Order Can’t Buy A Thrill on vinyl.

The students bonded over a shared love of literature (Nabokov, black humor, sci-fi), Frank Zappa, and Miles Davis. It wasn’t long before the kindred spirits started collaborating, as Fagen recalled, “One of us would come up with some clowny idea, and we’d bounce it around until we were so convulsed with laughter that we’d have to quit. For whatever reason, the combination of the funky grooves, the jazz chords, and the sensibility of the lyrics, which seemed to fall somewhere between Tom Lehrer and Pale Fire, really cracked us up.”

Stints in a string of local groups followed, one of the bands featured comedian Chevy Chase on drums and went under various, increasingly outré, names – The Don Fagen Jazz Trio, The Bad Rock Group, Leather Canary. After graduating, Becker and Fagen moved to Brooklyn, where they attempted to earn a living as songwriters.

After a slow start, they agreed to join the touring line-up of early 60s popsters Jay & The Americans, an arrangement that lasted 18 months and gave the pair steady work, as Fagen told MOJO in 1995, “It was a great job for us – we were straight out of college, and we got paid in cash!” Still, the stint was most significant in that it led to their meeting Gary Katz, a producer who had just moved to Los Angeles to work for ABC Records.

The producer suggested their songs were too complex to work for other artists, and they form a band to record their material themselves. Fagen told the Los Angeles Free Press in 1972, “We had a lot of strange material that no one could do. Until just now, when we found these people who were able to play it and make it sound like music. For some reason, we had a lot of trouble finding musicians all those years.”

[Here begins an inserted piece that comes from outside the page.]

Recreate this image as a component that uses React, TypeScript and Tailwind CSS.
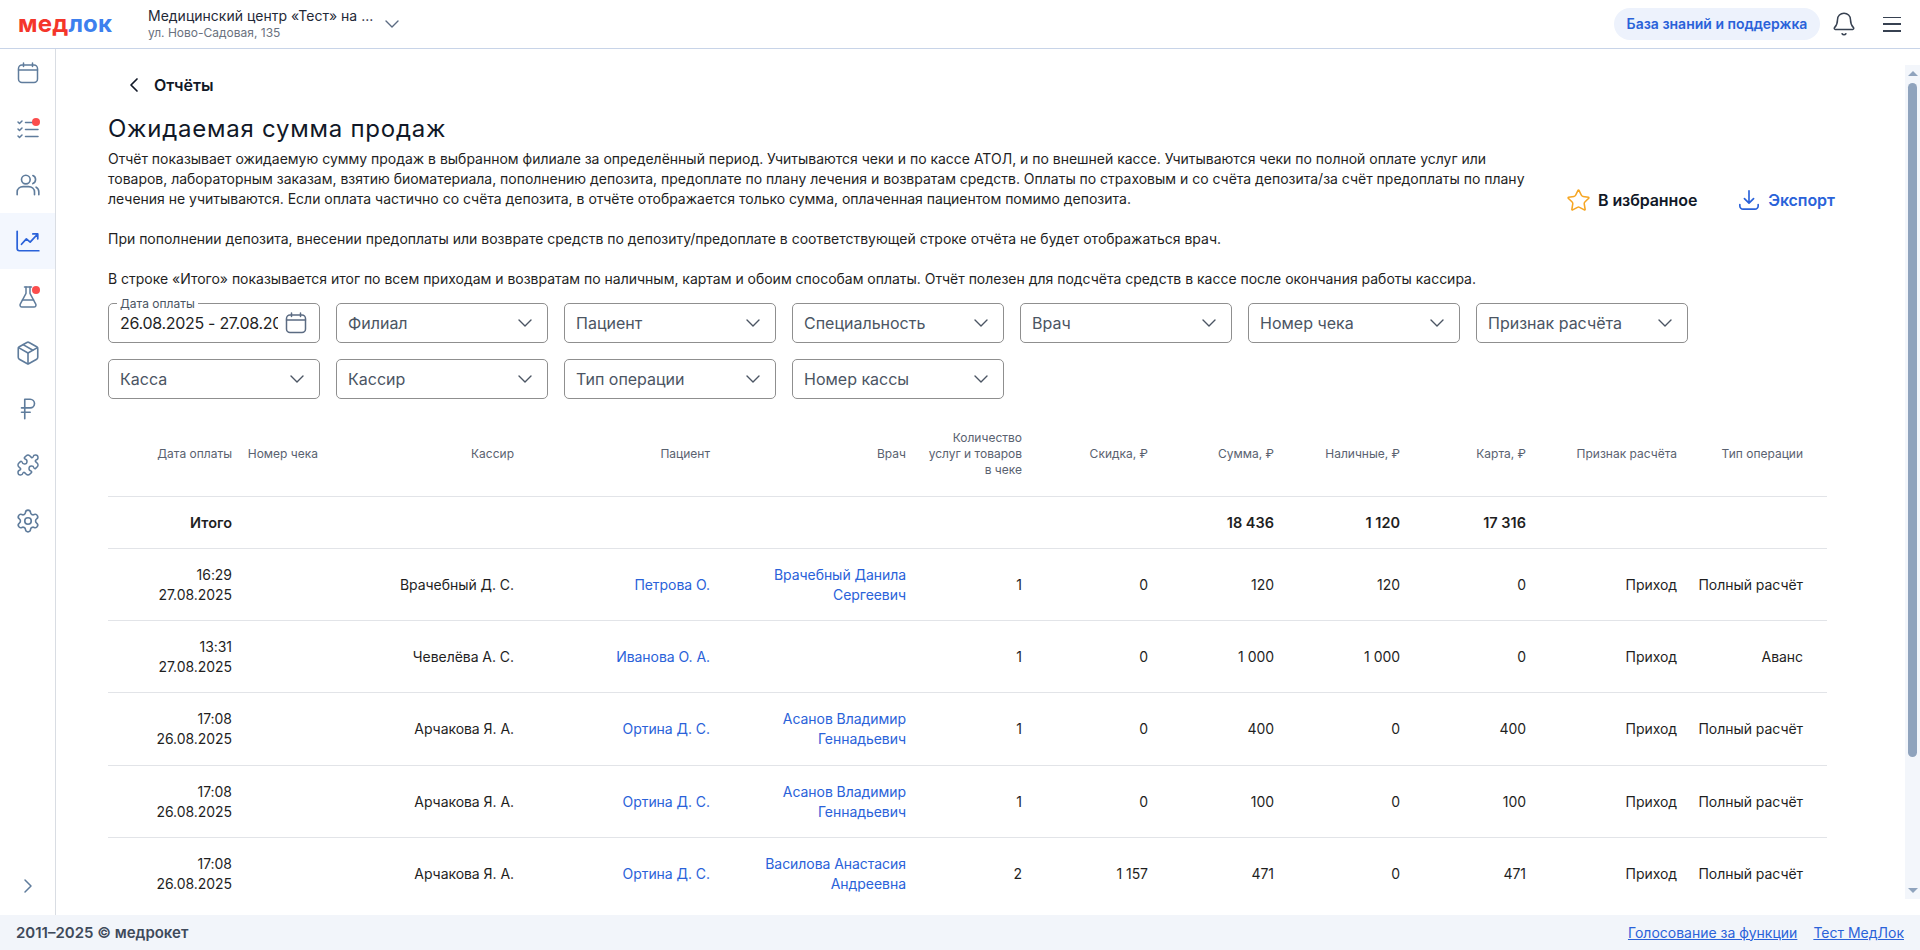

Katz suggested guitarist Jeff ‘Skunk’ Baxter and drummer Jim Hodder. Becker and Fagen added jazz guitarist Denny Dias, who they’d met while working in New York. The core of the band in place, and with a name borrowed from William Burroughs’ Naked Lunch, Steely Dan was born.

At this point, they were looking for a singer, they’d found that the idiosyncratic material was a struggle for most vocalists, as Fagen told MOJO, “[The songs] have to be performed with a certain attitude, and we couldn’t find the right singer when we started. I became the singer by default because I was the only one with the right attitude, essentially, even though I didn’t consider myself a singer at the time.”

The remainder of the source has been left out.